Vous sentez bien à quel point une telle manière de réfléchir change les rapport que les homo catholiques peuvent avoir avec une Église officiellement et largement homophobe. Sans parler, à un échelon plus local, ce que cela implique de se trouver devant un prêtre ou un comité de laïcs qui expriment des idées homophobes...

Et parfois, au lieu de dire aux homophobes "n'ayez pas peur de nous les homo", il faudrait peut-être les aider à cheminer en leur suggérant (avec prudence) "n'ayez pas peur de cette part de vous-mêmes"... C'est tout autre chose comme attitude... Au lieu de l'habituel "acceptez-moi", les cathogay pourraient dire: "acceptez cette part de vous-mêmes que vous voyez en nous". Dans des termes plus spirituels (si c'est votre ligne intellectuelle), on pourrait dire aussi "acceptez cette part de Dieu qui est en nous (très fort) comme en vous (un peu)".

N'ayez pas peur, vous les sexistes, de cette part de vous-même qui est féminine.
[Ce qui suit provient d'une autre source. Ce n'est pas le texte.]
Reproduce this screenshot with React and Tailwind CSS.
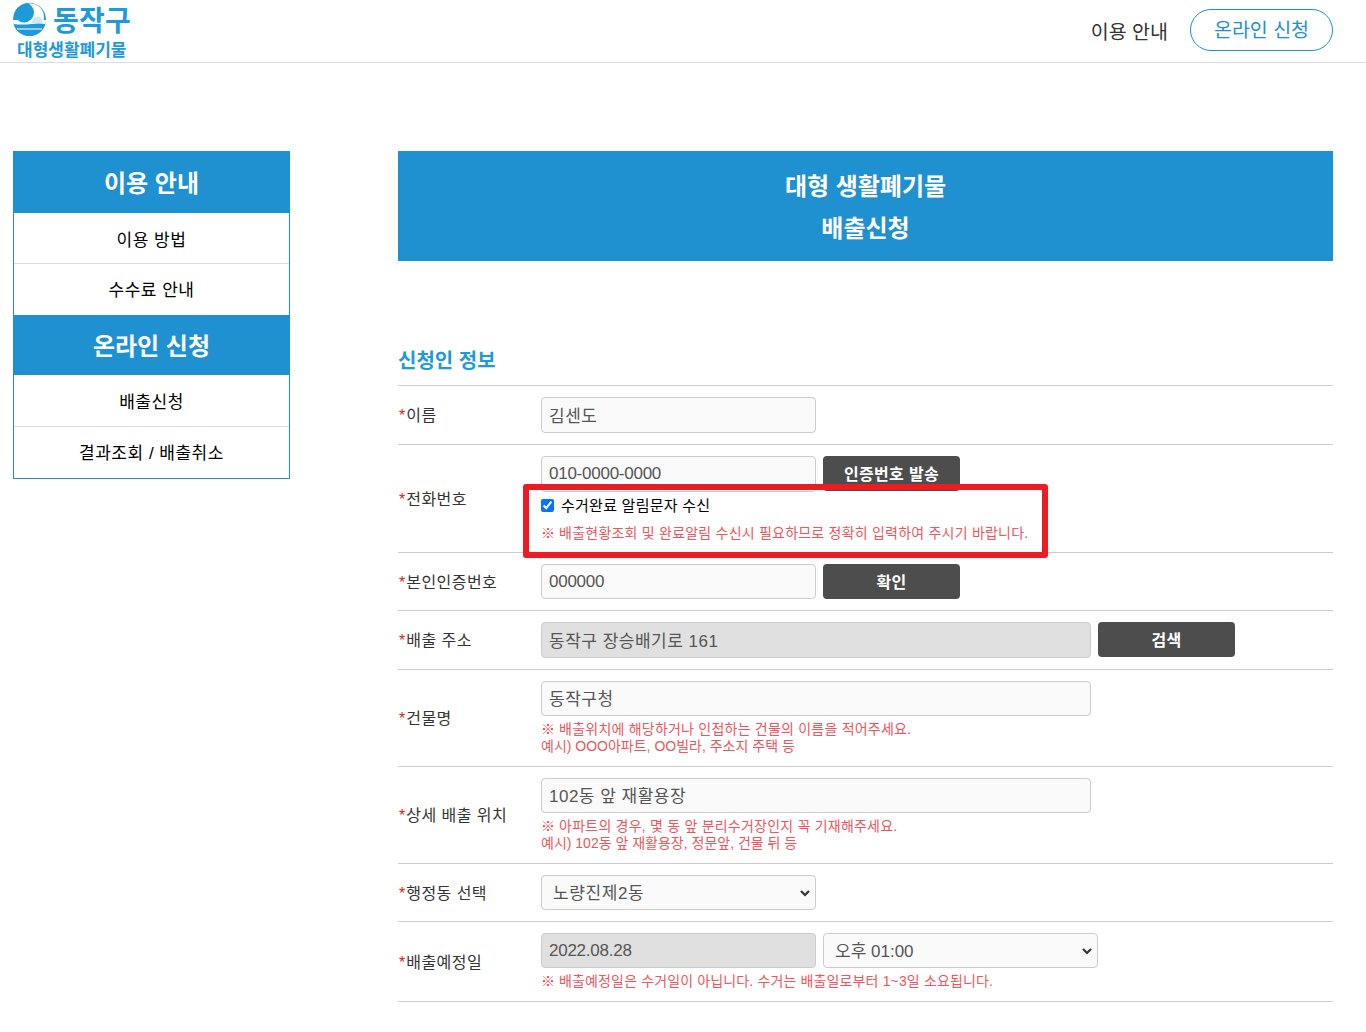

Retrouvez-là grâce aux femmes. Et vous les homophobes, n'ayez pas peur de cette part de vous qui est attirée (affectivement ou physiquement) par la proximité d'autres hommes. Découvrez-là grâce aux homo.

Réduire la violence homophobe (verbale ou physique) dont beaucoup d'entre nous sont victimes (notamment les cathogay), c'est donc, à mon sens, comprendre l'homophobie. Et je suis particulièrement content d'être tombé sur cet article de Philip Slater.

PS - Un visiteur bien informé, Surrealatino, a trouvé entretemps l'étude dont l'auteur parlait dans l'article. On la trouve à cette adresse. Merci mille fois.